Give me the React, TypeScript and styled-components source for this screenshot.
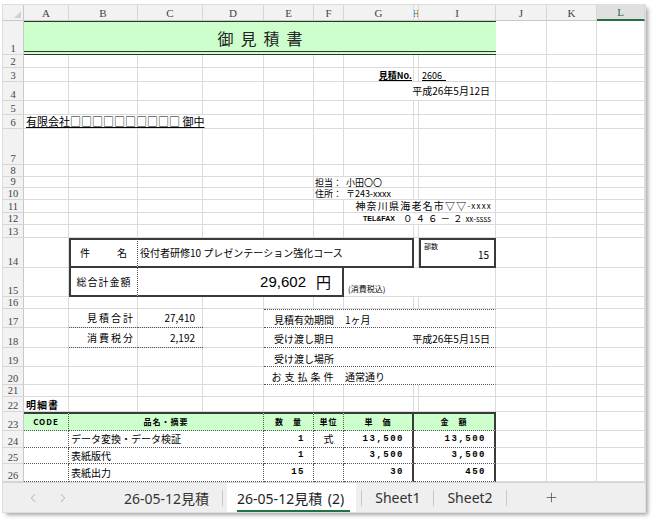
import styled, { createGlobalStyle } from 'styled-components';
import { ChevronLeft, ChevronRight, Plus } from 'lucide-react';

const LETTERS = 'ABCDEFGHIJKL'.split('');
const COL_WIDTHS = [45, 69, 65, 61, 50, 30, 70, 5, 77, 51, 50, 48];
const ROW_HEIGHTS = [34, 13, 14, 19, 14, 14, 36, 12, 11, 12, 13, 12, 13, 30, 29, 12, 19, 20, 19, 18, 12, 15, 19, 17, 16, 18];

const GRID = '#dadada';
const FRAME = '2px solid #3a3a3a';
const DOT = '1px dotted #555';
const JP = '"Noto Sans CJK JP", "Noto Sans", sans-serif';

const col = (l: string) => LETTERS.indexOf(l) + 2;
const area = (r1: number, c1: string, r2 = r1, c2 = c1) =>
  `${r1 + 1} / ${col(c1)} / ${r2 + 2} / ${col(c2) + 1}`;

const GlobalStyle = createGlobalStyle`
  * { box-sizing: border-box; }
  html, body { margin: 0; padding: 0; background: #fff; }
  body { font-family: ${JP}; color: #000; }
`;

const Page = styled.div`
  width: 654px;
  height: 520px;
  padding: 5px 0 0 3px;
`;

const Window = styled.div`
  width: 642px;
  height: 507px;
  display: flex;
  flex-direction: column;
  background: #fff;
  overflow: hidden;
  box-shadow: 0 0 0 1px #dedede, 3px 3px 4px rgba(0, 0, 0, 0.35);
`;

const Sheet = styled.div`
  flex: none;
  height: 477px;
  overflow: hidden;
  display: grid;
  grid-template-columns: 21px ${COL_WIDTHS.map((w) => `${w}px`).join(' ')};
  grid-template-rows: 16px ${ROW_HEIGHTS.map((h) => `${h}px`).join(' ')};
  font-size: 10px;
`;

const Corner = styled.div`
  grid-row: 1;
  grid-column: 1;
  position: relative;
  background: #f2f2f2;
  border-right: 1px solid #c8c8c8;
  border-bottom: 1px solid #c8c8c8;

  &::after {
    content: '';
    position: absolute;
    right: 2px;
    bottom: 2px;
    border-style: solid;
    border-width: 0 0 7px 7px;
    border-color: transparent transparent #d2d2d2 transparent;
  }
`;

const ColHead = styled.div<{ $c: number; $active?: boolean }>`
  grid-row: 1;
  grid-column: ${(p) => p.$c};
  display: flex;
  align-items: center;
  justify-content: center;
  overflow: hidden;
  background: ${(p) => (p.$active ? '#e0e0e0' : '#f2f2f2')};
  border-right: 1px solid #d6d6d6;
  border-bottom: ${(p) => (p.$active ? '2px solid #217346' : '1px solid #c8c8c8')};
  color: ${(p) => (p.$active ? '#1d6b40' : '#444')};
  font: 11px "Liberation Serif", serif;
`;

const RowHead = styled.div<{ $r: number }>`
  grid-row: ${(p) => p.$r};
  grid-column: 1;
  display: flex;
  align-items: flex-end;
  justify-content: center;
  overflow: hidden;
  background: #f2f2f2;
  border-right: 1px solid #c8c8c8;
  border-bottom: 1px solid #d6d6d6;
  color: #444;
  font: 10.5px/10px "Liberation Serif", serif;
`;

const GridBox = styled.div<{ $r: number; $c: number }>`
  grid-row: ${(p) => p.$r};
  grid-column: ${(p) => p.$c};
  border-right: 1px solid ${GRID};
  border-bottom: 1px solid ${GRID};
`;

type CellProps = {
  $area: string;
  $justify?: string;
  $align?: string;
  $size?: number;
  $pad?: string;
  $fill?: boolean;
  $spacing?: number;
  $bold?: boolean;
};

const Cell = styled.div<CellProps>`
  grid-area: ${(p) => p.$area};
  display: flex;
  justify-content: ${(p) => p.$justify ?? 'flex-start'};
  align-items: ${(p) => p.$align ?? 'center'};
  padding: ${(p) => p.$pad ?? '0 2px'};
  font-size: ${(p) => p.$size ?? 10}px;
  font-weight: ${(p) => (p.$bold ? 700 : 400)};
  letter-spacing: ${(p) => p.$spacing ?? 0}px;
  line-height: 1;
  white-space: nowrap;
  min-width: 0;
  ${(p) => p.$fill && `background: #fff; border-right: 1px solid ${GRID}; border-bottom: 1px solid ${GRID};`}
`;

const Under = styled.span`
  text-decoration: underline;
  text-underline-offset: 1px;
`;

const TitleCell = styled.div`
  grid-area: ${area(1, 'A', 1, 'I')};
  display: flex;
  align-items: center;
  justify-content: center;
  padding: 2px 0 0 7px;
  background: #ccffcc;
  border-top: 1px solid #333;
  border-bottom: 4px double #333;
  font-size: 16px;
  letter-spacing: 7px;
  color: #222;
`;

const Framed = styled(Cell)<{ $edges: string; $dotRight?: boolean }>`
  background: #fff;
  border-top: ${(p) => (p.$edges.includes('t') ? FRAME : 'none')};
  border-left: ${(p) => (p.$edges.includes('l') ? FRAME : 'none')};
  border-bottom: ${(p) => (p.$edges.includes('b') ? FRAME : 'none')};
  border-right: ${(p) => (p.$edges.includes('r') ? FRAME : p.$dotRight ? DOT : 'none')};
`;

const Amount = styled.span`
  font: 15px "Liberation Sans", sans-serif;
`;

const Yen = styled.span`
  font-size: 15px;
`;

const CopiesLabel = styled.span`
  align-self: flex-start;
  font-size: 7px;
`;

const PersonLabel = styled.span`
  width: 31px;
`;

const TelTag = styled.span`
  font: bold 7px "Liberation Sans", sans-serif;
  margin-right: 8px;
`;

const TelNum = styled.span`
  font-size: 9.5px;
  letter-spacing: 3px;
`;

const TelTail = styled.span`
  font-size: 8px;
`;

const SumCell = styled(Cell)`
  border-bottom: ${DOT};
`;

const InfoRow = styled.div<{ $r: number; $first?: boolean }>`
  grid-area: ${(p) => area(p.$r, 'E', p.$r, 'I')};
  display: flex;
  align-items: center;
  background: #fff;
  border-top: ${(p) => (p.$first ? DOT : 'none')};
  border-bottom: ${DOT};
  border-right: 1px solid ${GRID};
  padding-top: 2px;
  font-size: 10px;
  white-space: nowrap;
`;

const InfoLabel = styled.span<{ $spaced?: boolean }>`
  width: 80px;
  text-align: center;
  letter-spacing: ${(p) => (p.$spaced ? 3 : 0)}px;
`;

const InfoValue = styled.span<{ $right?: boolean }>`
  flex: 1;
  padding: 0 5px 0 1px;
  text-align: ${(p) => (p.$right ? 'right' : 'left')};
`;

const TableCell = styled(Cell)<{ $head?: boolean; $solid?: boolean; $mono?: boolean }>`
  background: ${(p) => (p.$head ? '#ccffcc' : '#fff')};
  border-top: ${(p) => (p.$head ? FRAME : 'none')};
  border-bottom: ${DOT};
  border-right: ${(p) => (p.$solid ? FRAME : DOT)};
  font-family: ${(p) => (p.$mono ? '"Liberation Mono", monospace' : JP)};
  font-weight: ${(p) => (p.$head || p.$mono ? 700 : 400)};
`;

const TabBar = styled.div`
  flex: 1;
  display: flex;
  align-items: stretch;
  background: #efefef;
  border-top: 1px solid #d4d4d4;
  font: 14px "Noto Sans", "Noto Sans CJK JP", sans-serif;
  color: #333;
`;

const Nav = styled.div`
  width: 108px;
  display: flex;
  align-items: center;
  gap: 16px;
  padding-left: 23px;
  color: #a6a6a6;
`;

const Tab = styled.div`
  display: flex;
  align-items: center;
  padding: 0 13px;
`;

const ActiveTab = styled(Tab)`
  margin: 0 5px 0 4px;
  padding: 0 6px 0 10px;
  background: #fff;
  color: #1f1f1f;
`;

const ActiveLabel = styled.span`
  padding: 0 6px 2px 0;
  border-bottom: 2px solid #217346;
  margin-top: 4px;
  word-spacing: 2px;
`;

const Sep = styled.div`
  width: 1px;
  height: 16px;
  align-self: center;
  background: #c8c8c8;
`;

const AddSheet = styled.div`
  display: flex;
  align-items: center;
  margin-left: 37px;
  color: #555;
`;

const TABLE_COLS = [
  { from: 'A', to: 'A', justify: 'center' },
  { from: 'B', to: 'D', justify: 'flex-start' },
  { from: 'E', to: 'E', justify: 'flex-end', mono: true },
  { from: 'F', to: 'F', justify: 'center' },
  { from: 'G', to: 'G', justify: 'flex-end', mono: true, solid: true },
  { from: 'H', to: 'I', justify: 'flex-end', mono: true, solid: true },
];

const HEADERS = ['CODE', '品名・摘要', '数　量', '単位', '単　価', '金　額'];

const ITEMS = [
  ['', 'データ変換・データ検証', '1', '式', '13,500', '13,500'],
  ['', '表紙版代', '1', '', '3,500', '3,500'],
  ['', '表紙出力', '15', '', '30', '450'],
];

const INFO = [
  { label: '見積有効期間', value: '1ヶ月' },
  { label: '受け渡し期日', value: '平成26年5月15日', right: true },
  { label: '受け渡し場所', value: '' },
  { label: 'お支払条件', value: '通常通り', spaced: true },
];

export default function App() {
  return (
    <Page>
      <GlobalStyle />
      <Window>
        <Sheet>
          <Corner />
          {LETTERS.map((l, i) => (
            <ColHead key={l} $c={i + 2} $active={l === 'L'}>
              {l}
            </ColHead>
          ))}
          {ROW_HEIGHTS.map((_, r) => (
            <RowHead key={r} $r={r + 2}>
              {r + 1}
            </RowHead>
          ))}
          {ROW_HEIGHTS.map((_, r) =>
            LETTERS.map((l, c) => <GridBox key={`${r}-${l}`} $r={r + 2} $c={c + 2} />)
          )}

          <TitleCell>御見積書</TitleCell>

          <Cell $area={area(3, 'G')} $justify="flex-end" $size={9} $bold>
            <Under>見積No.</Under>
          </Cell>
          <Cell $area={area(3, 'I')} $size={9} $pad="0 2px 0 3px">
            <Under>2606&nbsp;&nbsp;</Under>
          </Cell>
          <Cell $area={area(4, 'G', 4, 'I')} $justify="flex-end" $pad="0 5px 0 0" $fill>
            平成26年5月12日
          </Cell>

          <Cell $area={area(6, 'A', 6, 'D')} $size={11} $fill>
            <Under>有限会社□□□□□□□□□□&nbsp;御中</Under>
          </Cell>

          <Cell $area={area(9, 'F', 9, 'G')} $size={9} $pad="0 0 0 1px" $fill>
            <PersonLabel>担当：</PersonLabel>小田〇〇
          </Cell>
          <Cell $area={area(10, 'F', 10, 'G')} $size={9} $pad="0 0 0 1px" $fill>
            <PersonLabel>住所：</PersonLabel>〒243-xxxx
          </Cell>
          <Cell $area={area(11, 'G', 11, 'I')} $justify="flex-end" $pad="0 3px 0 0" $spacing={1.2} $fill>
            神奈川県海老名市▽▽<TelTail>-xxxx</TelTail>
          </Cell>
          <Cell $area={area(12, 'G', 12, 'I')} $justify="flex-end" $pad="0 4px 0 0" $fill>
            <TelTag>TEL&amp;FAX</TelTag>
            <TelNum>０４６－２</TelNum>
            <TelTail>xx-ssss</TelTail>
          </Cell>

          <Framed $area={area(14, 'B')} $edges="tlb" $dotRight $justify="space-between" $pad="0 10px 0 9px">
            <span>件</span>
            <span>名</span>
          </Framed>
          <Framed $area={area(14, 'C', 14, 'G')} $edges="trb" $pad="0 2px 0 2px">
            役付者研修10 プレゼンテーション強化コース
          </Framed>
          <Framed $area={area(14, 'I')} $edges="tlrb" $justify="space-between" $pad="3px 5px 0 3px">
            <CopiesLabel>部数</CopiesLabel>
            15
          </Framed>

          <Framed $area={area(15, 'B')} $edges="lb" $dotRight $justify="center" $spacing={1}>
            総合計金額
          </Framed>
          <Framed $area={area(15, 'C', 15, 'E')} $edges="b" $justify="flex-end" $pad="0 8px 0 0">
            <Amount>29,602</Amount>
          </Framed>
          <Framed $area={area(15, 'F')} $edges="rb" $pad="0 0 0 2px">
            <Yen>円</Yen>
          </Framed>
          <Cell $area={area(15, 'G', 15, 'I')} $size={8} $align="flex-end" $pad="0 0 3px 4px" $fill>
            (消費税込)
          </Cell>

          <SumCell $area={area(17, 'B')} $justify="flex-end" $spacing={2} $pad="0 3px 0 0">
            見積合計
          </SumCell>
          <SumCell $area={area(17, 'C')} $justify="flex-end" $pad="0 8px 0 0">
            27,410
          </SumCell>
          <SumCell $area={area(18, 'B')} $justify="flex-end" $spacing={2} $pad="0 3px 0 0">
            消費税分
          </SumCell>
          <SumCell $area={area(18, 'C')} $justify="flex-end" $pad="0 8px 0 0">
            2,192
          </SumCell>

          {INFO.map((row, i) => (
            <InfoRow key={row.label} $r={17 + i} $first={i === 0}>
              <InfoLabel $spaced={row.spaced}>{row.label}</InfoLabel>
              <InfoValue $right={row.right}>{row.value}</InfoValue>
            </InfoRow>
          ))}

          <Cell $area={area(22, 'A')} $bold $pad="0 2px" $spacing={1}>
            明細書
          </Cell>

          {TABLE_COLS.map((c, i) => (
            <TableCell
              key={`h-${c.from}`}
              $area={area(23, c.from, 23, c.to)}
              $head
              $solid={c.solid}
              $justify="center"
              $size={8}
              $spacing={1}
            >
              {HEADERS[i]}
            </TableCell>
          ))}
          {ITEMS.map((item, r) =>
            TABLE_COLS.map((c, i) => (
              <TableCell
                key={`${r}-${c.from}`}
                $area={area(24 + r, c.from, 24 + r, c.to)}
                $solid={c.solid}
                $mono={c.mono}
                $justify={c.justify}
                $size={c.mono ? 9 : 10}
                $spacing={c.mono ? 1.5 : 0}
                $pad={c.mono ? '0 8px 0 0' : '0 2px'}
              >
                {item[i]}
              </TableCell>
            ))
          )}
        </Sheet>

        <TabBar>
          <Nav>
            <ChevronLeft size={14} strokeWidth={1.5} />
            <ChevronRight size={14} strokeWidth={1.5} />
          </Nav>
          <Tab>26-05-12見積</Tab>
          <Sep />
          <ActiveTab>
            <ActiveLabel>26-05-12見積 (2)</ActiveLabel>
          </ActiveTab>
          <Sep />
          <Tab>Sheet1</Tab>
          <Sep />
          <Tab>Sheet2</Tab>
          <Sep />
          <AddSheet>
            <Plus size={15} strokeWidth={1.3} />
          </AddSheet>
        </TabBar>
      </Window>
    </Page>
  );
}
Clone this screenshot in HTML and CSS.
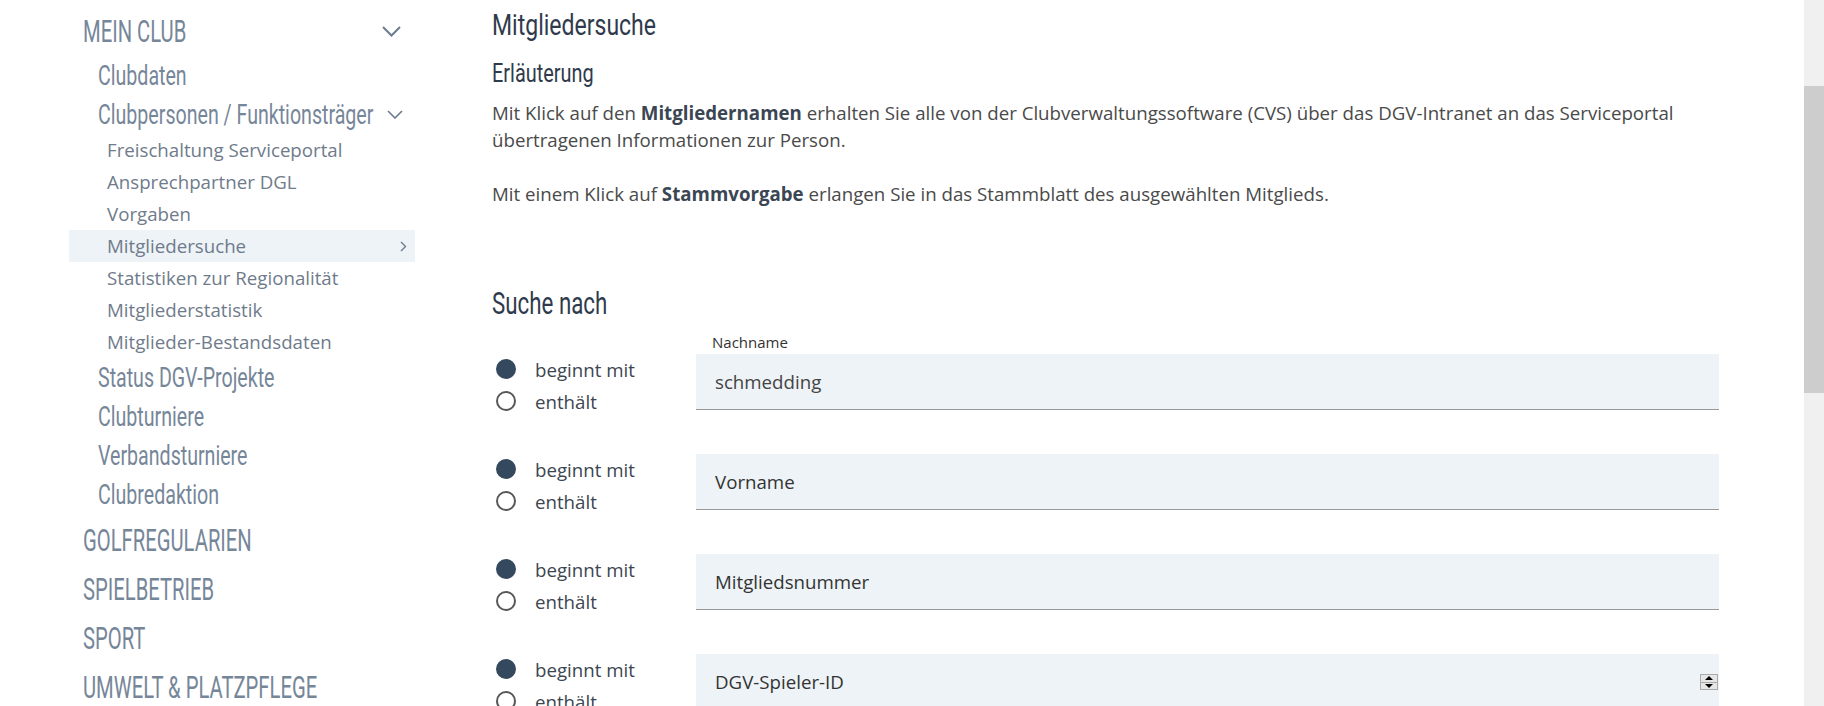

**STATED PROBLEM:** Write out exactly the opening lines of the data, stopping after the line that holds "17, 16, 18];". Exclude pictures.

**RESPONSE BELOW:**
Give me the React, TypeScript and styled-components source for this screenshot.
import styled, { createGlobalStyle } from 'styled-components';
import { ChevronLeft, ChevronRight, Plus } from 'lucide-react';

const LETTERS = 'ABCDEFGHIJKL'.split('');
const COL_WIDTHS = [45, 69, 65, 61, 50, 30, 70, 5, 77, 51, 50, 48];
const ROW_HEIGHTS = [34, 13, 14, 19, 14, 14, 36, 12, 11, 12, 13, 12, 13, 30, 29, 12, 19, 20, 19, 18, 12, 15, 19, 17, 16, 18];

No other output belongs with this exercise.